This headline from Reuters is really unbelievable: " Hurricane sweeps across Europe." WTF? The first sentence of the article is even worse: "Germans were told to stay indoors and many schools across the country closed early on Thursday as a rare hurricane bore down on the country, cutting air traffic at its biggest airport by half." The only tropical storm on record to strike any part of Europe was Vince of 2005 (PDF), and it weakly passed over the Iberian peninsula as a tropical depression. I don't even have to check the weather to tell you that what Germany and much of the rest of Europe is currently experiencing is an extratropical cyclone, or winter storm, not a hurricane. I did check it, though, and you can see from the satellite image above (courtesy of the UK Met Office) that there ain't no hurricane over Europe. Saying that Germany has been struck by a hurricane is additionally idiotic in that only the northern border of the country really has a coast, meaning that the track a hurricane would have to follow to get there is truly mind-boggling. Not to mention the fact that this is not hurricane season in the Atlantic.

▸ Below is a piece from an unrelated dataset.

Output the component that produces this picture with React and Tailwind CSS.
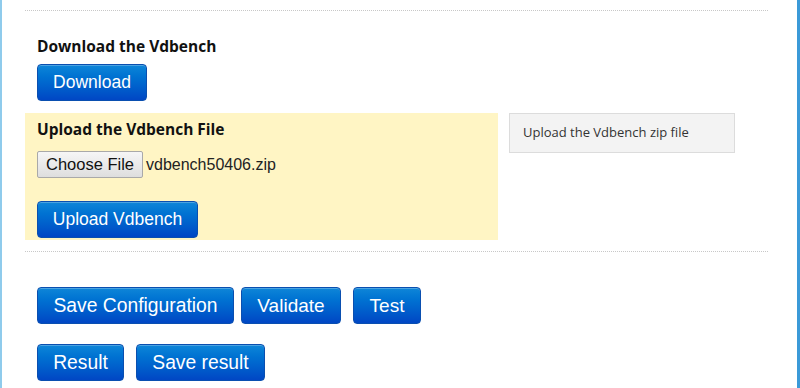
const btn =
  "whitespace-nowrap rounded-[4px] border border-[#0a4fb0] bg-gradient-to-b from-[#0f86d8] to-[#0146c4] h-[37px] leading-none text-white font-['Liberation_Sans',Arial,sans-serif] shadow-[inset_0_1px_0_rgba(255,255,255,0.25)]";

const heading = "text-[15.5px] font-bold leading-[18px] text-[#111] font-['Open_Sans',sans-serif]";

export default function App() {
  return (
    <div className="relative h-[388px] w-[800px] overflow-hidden bg-white border-l-2 border-l-[#8fcbec] border-r-[3px] border-r-[#3b9ad8]">
      <div className="pl-[23px] pr-[29px] pt-[10px]">
        <div className="border-t border-dotted border-[#c8c8c8]" />

        <div className="px-[12px] pt-[26px]">
          <h3 className={heading}>Download the Vdbench</h3>
          <button className={btn + " mt-[9px] w-[110px] text-[17.5px]"}>Download</button>
        </div>

        <div className="mt-[12px] flex gap-[11px]">
          <div className="h-[127px] w-[473px] bg-[#fff5c4] px-[12px] pt-[7px]">
            <h3 className={heading}>Upload the Vdbench File</h3>
            <div className="mt-[13px] flex items-center gap-[3px] font-['Liberation_Sans',Arial,sans-serif] text-[16px] text-[#222]">
              <button className="h-[27px] w-[106px] rounded-[2px] border border-[#a9a9a9] bg-gradient-to-b from-[#f6f6f6] to-[#dedede] text-[16.5px] text-[#111]">
                Choose File
              </button>
              <span>vdbench50406.zip</span>
            </div>
            <button className={btn + " mt-[23px] w-[161px] text-[17.5px]"}>Upload Vdbench</button>
          </div>
          <div className="flex h-[40px] w-[226px] items-center border border-[#dcdcdc] bg-[#f3f3f3] px-[13px] text-[13px] text-[#333] font-['Open_Sans',sans-serif]">
            Upload the Vdbench zip file
          </div>
        </div>

        <div className="mt-[11px] border-t border-dotted border-[#c8c8c8]" />

        <div className="px-[12px] pt-[35px]">
          <div className="flex">
            <button className={btn + " w-[197px] text-[19.3px]"}>Save Configuration</button>
            <button className={btn + " ml-[7px] w-[100px] text-[19px]"}>Validate</button>
            <button className={btn + " ml-[12px] w-[68px] text-[19px]"}>Test</button>
          </div>
          <div className="mt-[20px] flex">
            <button className={btn + " w-[87px] text-[19.3px]"}>Result</button>
            <button className={btn + " ml-[12px] w-[129px] text-[19.3px]"}>Save result</button>
          </div>
        </div>
      </div>
    </div>
  );
}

However, this kind of bone-headed news coverage does underscore an important point. If people are constantly getting confused about different kinds of large-scale cyclonic or rotating storms, it's in part because nature doesn't make it particularly easy to distinguish between cyclone types. As National Hurricane Center forecaster James L. Franklin (who I heard talk at the AMS meeting and then just ran into in the San Antonio airport) has put it:
Our classification system is a convenience for man, but Nature is not the slightest bit interested in our classifications of cyclones. There is a complete spectrum of storms between extratropical and tropical.
A convenience for man, perhaps, but one that Reuters clearly does not appreciate.